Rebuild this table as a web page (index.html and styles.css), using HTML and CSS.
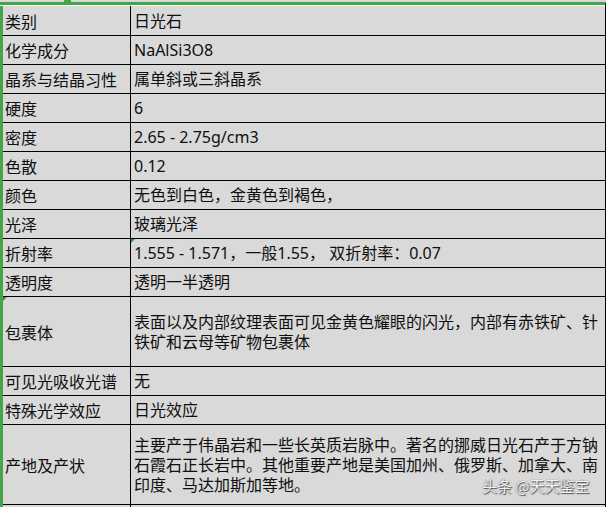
FILE: index.html
```html
<!DOCTYPE html>
<html lang="zh">
<head>
<meta charset="utf-8">
<link rel="stylesheet" href="styles.css">
</head>
<body>
<div class="topbar"><span class="handle"></span></div>
<div class="sheet">
  <div class="row first"><div class="key">类别</div><div class="val">日光石</div></div>
  <div class="row"><div class="key">化学成分</div><div class="val">NaAlSi3O8</div></div>
  <div class="row"><div class="key">晶系与结晶习性</div><div class="val">属单斜或三斜晶系</div></div>
  <div class="row"><div class="key">硬度</div><div class="val">6</div></div>
  <div class="row"><div class="key">密度</div><div class="val">2.65 - 2.75g/cm3</div></div>
  <div class="row"><div class="key">色散</div><div class="val">0.12</div></div>
  <div class="row"><div class="key">颜色</div><div class="val">无色到白色，金黄色到褐色，</div></div>
  <div class="row"><div class="key">光泽</div><div class="val">玻璃光泽</div></div>
  <div class="row"><div class="key">折射率</div><div class="val mark">1.555 - 1.571，一般1.55， 双折射率：0.07</div></div>
  <div class="row"><div class="key">透明度</div><div class="val">透明一半透明</div></div>
  <div class="row tall2"><div class="key mark">包裹体</div><div class="val">表面以及内部纹理表面可见金黄色耀眼的闪光，内部有赤铁矿、针<br>铁矿和云母等矿物包裹体</div></div>
  <div class="row"><div class="key">可见光吸收光谱</div><div class="val">无</div></div>
  <div class="row"><div class="key">特殊光学效应</div><div class="val">日光效应</div></div>
  <div class="row tall3"><div class="key">产地及产状</div><div class="val">主要产于伟晶岩和一些长英质岩脉中。著名的挪威日光石产于方钠<br>石霞石正长岩中。其他重要产地是美国加州、俄罗斯、加拿大、南<br>印度、马达加斯加等地。</div></div>
  <div class="row tail"><div class="key"></div><div class="val"></div></div>
</div>
<div class="watermark">头条 @天天鉴宝</div>
</body>
</html>
```
FILE: styles.css
```css
html, body {
  margin: 0;
  padding: 0;
}
body {
  width: 606px;
  height: 507px;
  overflow: hidden;
  background: #d9d9d9;
  font-family: "Noto Sans", "Noto Sans CJK SC", sans-serif;
  font-size: 16px;
  color: #0f0f0f;
  position: relative;
}
.topbar {
  height: 2px;
  position: relative;
}
.handle {
  position: absolute;
  left: 64px;
  top: 0;
  width: 7px;
  height: 2px;
  background: #43a547;
}
.sheet {
  border-top: 3px solid #43a547;
  border-left: 3px solid #43a547;
  border-right: 1px solid #000;
  box-sizing: border-box;
  width: 606px;
}
.sheet::before {
  content: "";
  display: block;
  height: 1px;
  background: #fff;
  margin-left: -3px;
}
.row {
  display: flex;
  height: 29px;
  border-bottom: 1px solid #000;
  box-sizing: border-box;
}
.row.first { height: 30px; }
.row.tall2 { height: 70px; }
.row.tall3 { height: 80px; }
.row.tail { height: 2px; border-bottom: none; }
.key {
  width: 128px;
  box-sizing: border-box;
  border-right: 1px solid #000;
  padding-left: 2px;
  display: flex;
  align-items: center;
  white-space: nowrap;
  position: relative;
}
.val {
  flex: 1;
  padding-left: 3px;
  display: flex;
  align-items: center;
  line-height: 20px;
  white-space: nowrap;
  position: relative;
}
.mark::before {
  content: "";
  position: absolute;
  left: 0;
  top: 0;
  width: 0;
  height: 0;
  border-top: 4px solid #2e9a3a;
  border-right: 4px solid transparent;
}
.watermark {
  position: absolute;
  left: 482px;
  top: 476px;
  font-size: 15px;
  line-height: 20px;
  color: #f4f4f4;
  font-family: "Noto Sans CJK SC", sans-serif;
  text-shadow: 0 0 1px #444, 1px 1px 1px #555;
  white-space: nowrap;
}
```
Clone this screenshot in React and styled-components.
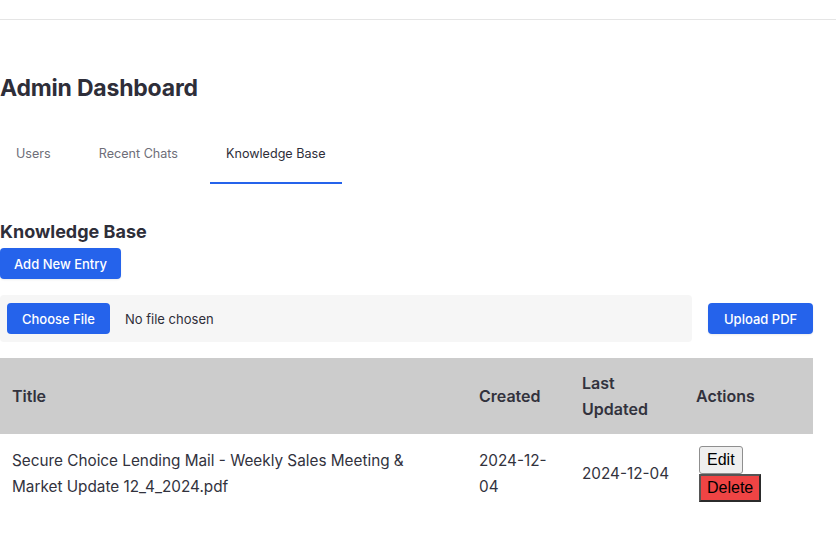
import styled, { createGlobalStyle } from 'styled-components';

const GlobalStyle = createGlobalStyle`
  body {
    margin: 0;
    background: #ffffff;
    font-family: Inter, "Noto Sans", sans-serif;
    color: #32323d;
  }
`;

const entries = [
  {
    id: 1,
    title: 'Secure Choice Lending Mail - Weekly Sales Meeting & Market Update 12_4_2024.pdf',
    created: '2024-12-04',
    updated: '2024-12-04',
  },
];

const tabs = ['Users', 'Recent Chats', 'Knowledge Base'];

export default function App() {
  return (
    <>
      <GlobalStyle />
      <StTopBar />
      <StMain>
        <StTitle>Admin Dashboard</StTitle>
        <StTabs>
          {tabs.map((tab) => (
            <StTab key={tab} $active={tab === 'Knowledge Base'}>
              {tab}
            </StTab>
          ))}
        </StTabs>

        <StSectionTitle>Knowledge Base</StSectionTitle>
        <StButton>Add New Entry</StButton>

        <StUploadRow>
          <StFileBox>
            <StFileInput type="file" accept="application/pdf" />
          </StFileBox>
          <StButton $pad={16}>Upload PDF</StButton>
        </StUploadRow>

        <StTable>
          <colgroup>
            <col style={{ width: 467 }} />
            <col style={{ width: 103 }} />
            <col style={{ width: 114 }} />
            <col />
          </colgroup>
          <thead>
            <tr>
              <th>Title</th>
              <th>Created</th>
              <th>Last Updated</th>
              <th>Actions</th>
            </tr>
          </thead>
          <tbody>
            {entries.map((entry) => (
              <tr key={entry.id}>
                <td>{entry.title}</td>
                <td>{entry.created}</td>
                <td>{entry.updated}</td>
                <td>
                  <StActions>
                    <StEditButton>Edit</StEditButton>
                    <StDeleteButton>Delete</StDeleteButton>
                  </StActions>
                </td>
              </tr>
            ))}
          </tbody>
        </StTable>
      </StMain>
    </>
  );
}

const StTopBar = styled.header`
  height: 19px;
  border-bottom: 1px solid #e5e5e5;
`;

const StMain = styled.main`
  width: 813px;
`;

const StTitle = styled.h1`
  margin: 52px 0 0;
  font-size: 23px;
  line-height: 32px;
  font-weight: 700;
  letter-spacing: -0.2px;
  color: #2e2e39;
`;

const StTabs = styled.nav`
  display: flex;
  gap: 16px;
  margin-top: 29px;
`;

const StTab = styled.div`
  padding: 11px 16px 18px;
  font-size: 12.6px;
  line-height: 20px;
  color: ${({ $active }) => ($active ? '#2e2e39' : '#6e6e78')};
  border-bottom: 2px solid ${({ $active }) => ($active ? '#2563eb' : 'transparent')};
  cursor: pointer;
`;

const StSectionTitle = styled.h2`
  margin: 36px 0 0;
  font-size: 18px;
  line-height: 24px;
  font-weight: 700;
  color: #2e2e39;
`;

const StButton = styled.button`
  display: block;
  flex-shrink: 0;
  height: 31px;
  margin-top: 4px;
  padding: 0 ${({ $pad }) => $pad ?? 14}px;
  border: none;
  border-radius: 4px;
  background: #2563eb;
  color: #ffffff;
  font-family: Inter, "Noto Sans", sans-serif;
  font-size: 13px;
  font-weight: 500;
  white-space: nowrap;
  box-shadow: 0 1px 2px rgba(0, 0, 0, 0.08);
  cursor: pointer;
`;

const StUploadRow = styled.div`
  display: flex;
  align-items: center;
  gap: 16px;
  margin-top: 16px;

  ${StButton} {
    margin-top: 0;
  }
`;

const StFileBox = styled.div`
  flex: 0 0 692px;
  box-sizing: border-box;
  padding: 8px 7px;
  background: #f6f6f6;
  border-radius: 4px;
`;

const StFileInput = styled.input`
  display: block;
  font-family: Inter, "Noto Sans", sans-serif;
  font-size: 13px;
  color: #2e2e39;

  &::file-selector-button {
    height: 31px;
    margin-right: 15px;
    padding: 0 15px;
    border: none;
    border-radius: 4px;
    background: #2563eb;
    color: #ffffff;
    font-family: Inter, "Noto Sans", sans-serif;
    font-size: 13px;
    font-weight: 500;
    cursor: pointer;
  }
`;

const StTable = styled.table`
  width: 813px;
  margin-top: 16px;
  border-collapse: collapse;
  table-layout: fixed;
  line-height: 26px;

  th {
    padding: 12px;
    background: #cccccc;
    text-align: left;
    font-size: 16px;
    font-weight: 600;
    color: #32323d;
  }
  td {
    padding: 12px;
    vertical-align: middle;
    font-size: 15.3px;
    color: #32323d;
  }
`;

const StActions = styled.div`
  display: flex;
  flex-direction: column;
  align-items: flex-start;
  padding-left: 3px;
`;

const StEditButton = styled.button`
  box-sizing: border-box;
  height: 28px;
  padding: 0 7px;
  border: 1px solid #8f8f8f;
  border-radius: 3px;
  background: #efefef;
  color: #000000;
  font-family: "Liberation Sans", Arial, sans-serif;
  font-size: 16px;
  cursor: pointer;
`;

const StDeleteButton = styled.button`
  box-sizing: border-box;
  height: 28px;
  padding: 0 6px;
  border: 2px solid #2b2b2b;
  border-top-color: #555555;
  border-left-color: #555555;
  background: #ef4444;
  color: #000000;
  font-family: "Liberation Sans", Arial, sans-serif;
  font-size: 16px;
  cursor: pointer;
`;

### [What to do]
Transcribe, leaving out pictures, each line from the one containing "Clone this screenshot" through the one containing "</StUploadRow>".

### [Task output]
Clone this screenshot in React and styled-components.
import styled, { createGlobalStyle } from 'styled-components';

const GlobalStyle = createGlobalStyle`
  body {
    margin: 0;
    background: #ffffff;
    font-family: Inter, "Noto Sans", sans-serif;
    color: #32323d;
  }
`;

const entries = [
  {
    id: 1,
    title: 'Secure Choice Lending Mail - Weekly Sales Meeting & Market Update 12_4_2024.pdf',
    created: '2024-12-04',
    updated: '2024-12-04',
  },
];

const tabs = ['Users', 'Recent Chats', 'Knowledge Base'];

export default function App() {
  return (
    <>
      <GlobalStyle />
      <StTopBar />
      <StMain>
        <StTitle>Admin Dashboard</StTitle>
        <StTabs>
          {tabs.map((tab) => (
            <StTab key={tab} $active={tab === 'Knowledge Base'}>
              {tab}
            </StTab>
          ))}
        </StTabs>

        <StSectionTitle>Knowledge Base</StSectionTitle>
        <StButton>Add New Entry</StButton>

        <StUploadRow>
          <StFileBox>
            <StFileInput type="file" accept="application/pdf" />
          </StFileBox>
          <StButton $pad={16}>Upload PDF</StButton>
        </StUploadRow>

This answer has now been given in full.